→ **Directive**:
Every line of the listing must be reproduced as it stands. Leave the images behind.

→ **Recorded information**:
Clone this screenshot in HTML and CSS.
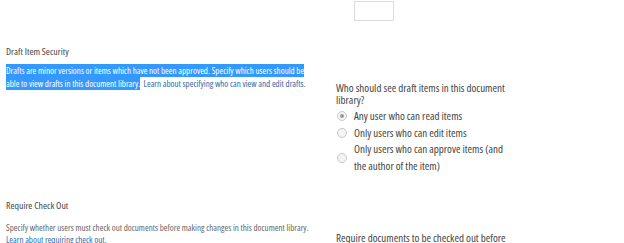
FILE: index.html
```html
<!DOCTYPE html>
<html lang="en">
    <head>
        <meta charset="UTF-8">
        <meta name="viewport" content="width=device-width, initial-scale=1.0">
        <title>Versioning Settings</title>
        <link rel="stylesheet" href="styles.css">
    </head>
    <body>
        <!-- tail of the previous section -->
        <div class="section section-top">
            <div class="label-col"></div>
            <div class="field-col">
                <div class="text-box"></div>
            </div>
        </div>

        <!-- Draft Item Security -->
        <div class="section section-drafts">
            <div class="label-col">
                <h3 class="section-title">Draft Item Security</h3>
                <p class="section-desc"><span class="selected">Drafts are minor versions or items which have not been approved. Specify which users should be able to view drafts in this document library.</span> &nbsp;<a class="learn-link" href="#">Learn about specifying who can view and edit drafts.</a></p>
            </div>
            <div class="field-col">
                <p class="question">Who should see draft items in this document library?</p>
                <ul class="radio-list">
                    <li class="radio-item"><span class="radio checked"></span><span class="radio-label">Any user who can read items</span></li>
                    <li class="radio-item"><span class="radio"></span><span class="radio-label">Only users who can edit items</span></li>
                    <li class="radio-item"><span class="radio"></span><span class="radio-label">Only users who can approve items (and the author of the item)</span></li>
                </ul>
            </div>
        </div>

        <!-- Require Check Out -->
        <div class="section section-checkout">
            <div class="label-col">
                <h3 class="section-title">Require Check Out</h3>
                <p class="section-desc">Specify whether users must check out documents before making changes in this document library.<br><a class="learn-link" href="#">Learn about requiring check out.</a></p>
            </div>
            <div class="field-col">
                <p class="question">Require documents to be checked out before</p>
            </div>
        </div>
    </body>
</html>
```

FILE: styles.css
```css
body {
    margin: 0;
    padding-left: 6px;
    background-color: #fff;
    font-family: "Open Sans", "Liberation Sans", Arial, sans-serif;
    font-stretch: 75%;
    color: #444;
    overflow: hidden;
}

.section {
    display: flex;
}

.label-col {
    width: 330px;
    flex-shrink: 0;
}

.field-col {
    flex-grow: 1;
}

/* previous section input */
.section-top .field-col {
    padding-top: 1px;
}

.text-box {
    margin-left: 18px;
    width: 38px;
    height: 18px;
    border: 1px solid #dcdcdc;
}

.section-drafts {
    margin-top: 24px;
}

.section-checkout {
    margin-top: 25px;
}

.section-title {
    margin: 0;
    font-size: 9.8px;
    font-weight: normal;
    line-height: 14px;
    color: #444;
}

.section-desc {
    margin: 6px 0 0;
    font-size: 9px;
    line-height: 12.5px;
    color: #666;
    width: 304px;
}

.section-checkout .section-desc {
    margin-top: 9px;
    line-height: 12px;
}

.selected {
    background-color: #3399ff;
    color: #fff;
}

.learn-link {
    color: #2f6aa8;
    text-decoration: none;
}

.question {
    margin: 0;
    font-size: 11px;
    line-height: 12px;
    width: 176px;
}

.section-drafts .field-col {
    padding-top: 37px;
}

.section-checkout .field-col {
    padding-top: 33px;
}

.radio-list {
    list-style: none;
    margin: 2px 0 0;
    padding: 0;
}

.radio-item {
    display: flex;
    align-items: center;
    font-size: 11px;
    line-height: 16.5px;
}

.radio {
    width: 8px;
    height: 8px;
    margin: 0 7px 0 1px;
    border: 1px solid #c9c9c9;
    border-radius: 50%;
    background-color: #f4f4f4;
    flex-shrink: 0;
    position: relative;
}

.radio.checked::after {
    content: "";
    position: absolute;
    left: 2px;
    top: 2px;
    width: 4px;
    height: 4px;
    border-radius: 50%;
    background-color: #9a9a9a;
}

.radio-label {
    width: 152px;
}
```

→ **In response**:
Clone this screenshot in HTML and CSS.
FILE: index.html
```html
<!DOCTYPE html>
<html lang="en">
    <head>
        <meta charset="UTF-8">
        <meta name="viewport" content="width=device-width, initial-scale=1.0">
        <title>Versioning Settings</title>
        <link rel="stylesheet" href="styles.css">
    </head>
    <body>
        <!-- tail of the previous section -->
        <div class="section section-top">
            <div class="label-col"></div>
            <div class="field-col">
                <div class="text-box"></div>
            </div>
        </div>

        <!-- Draft Item Security -->
        <div class="section section-drafts">
            <div class="label-col">
                <h3 class="section-title">Draft Item Security</h3>
                <p class="section-desc"><span class="selected">Drafts are minor versions or items which have not been approved. Specify which users should be able to view drafts in this document library.</span> &nbsp;<a class="learn-link" href="#">Learn about specifying who can view and edit drafts.</a></p>
            </div>
            <div class="field-col">
                <p class="question">Who should see draft items in this document library?</p>
                <ul class="radio-list">
                    <li class="radio-item"><span class="radio checked"></span><span class="radio-label">Any user who can read items</span></li>
                    <li class="radio-item"><span class="radio"></span><span class="radio-label">Only users who can edit items</span></li>
                    <li class="radio-item"><span class="radio"></span><span class="radio-label">Only users who can approve items (and the author of the item)</span></li>
                </ul>
            </div>
        </div>

        <!-- Require Check Out -->
        <div class="section section-checkout">
            <div class="label-col">
                <h3 class="section-title">Require Check Out</h3>
                <p class="section-desc">Specify whether users must check out documents before making changes in this document library.<br><a class="learn-link" href="#">Learn about requiring check out.</a></p>
            </div>
            <div class="field-col">
                <p class="question">Require documents to be checked out before</p>
            </div>
        </div>
    </body>
</html>
```

FILE: styles.css
```css
body {
    margin: 0;
    padding-left: 6px;
    background-color: #fff;
    font-family: "Open Sans", "Liberation Sans", Arial, sans-serif;
    font-stretch: 75%;
    color: #444;
    overflow: hidden;
}

.section {
    display: flex;
}

.label-col {
    width: 330px;
    flex-shrink: 0;
}

.field-col {
    flex-grow: 1;
}

/* previous section input */
.section-top .field-col {
    padding-top: 1px;
}

.text-box {
    margin-left: 18px;
    width: 38px;
    height: 18px;
    border: 1px solid #dcdcdc;
}

.section-drafts {
    margin-top: 24px;
}

.section-checkout {
    margin-top: 25px;
}

.section-title {
    margin: 0;
    font-size: 9.8px;
    font-weight: normal;
    line-height: 14px;
    color: #444;
}

.section-desc {
    margin: 6px 0 0;
    font-size: 9px;
    line-height: 12.5px;
    color: #666;
    width: 304px;
}

.section-checkout .section-desc {
    margin-top: 9px;
    line-height: 12px;
}

.selected {
    background-color: #3399ff;
    color: #fff;
}

.learn-link {
    color: #2f6aa8;
    text-decoration: none;
}

.question {
    margin: 0;
    font-size: 11px;
    line-height: 12px;
    width: 176px;
}

.section-drafts .field-col {
    padding-top: 37px;
}

.section-checkout .field-col {
    padding-top: 33px;
}

.radio-list {
    list-style: none;
    margin: 2px 0 0;
    padding: 0;
}

.radio-item {
    display: flex;
    align-items: center;
    font-size: 11px;
    line-height: 16.5px;
}

.radio {
    width: 8px;
    height: 8px;
    margin: 0 7px 0 1px;
    border: 1px solid #c9c9c9;
    border-radius: 50%;
    background-color: #f4f4f4;
    flex-shrink: 0;
    position: relative;
}

.radio.checked::after {
    content: "";
    position: absolute;
    left: 2px;
    top: 2px;
    width: 4px;
    height: 4px;
    border-radius: 50%;
    background-color: #9a9a9a;
}

.radio-label {
    width: 152px;
}
```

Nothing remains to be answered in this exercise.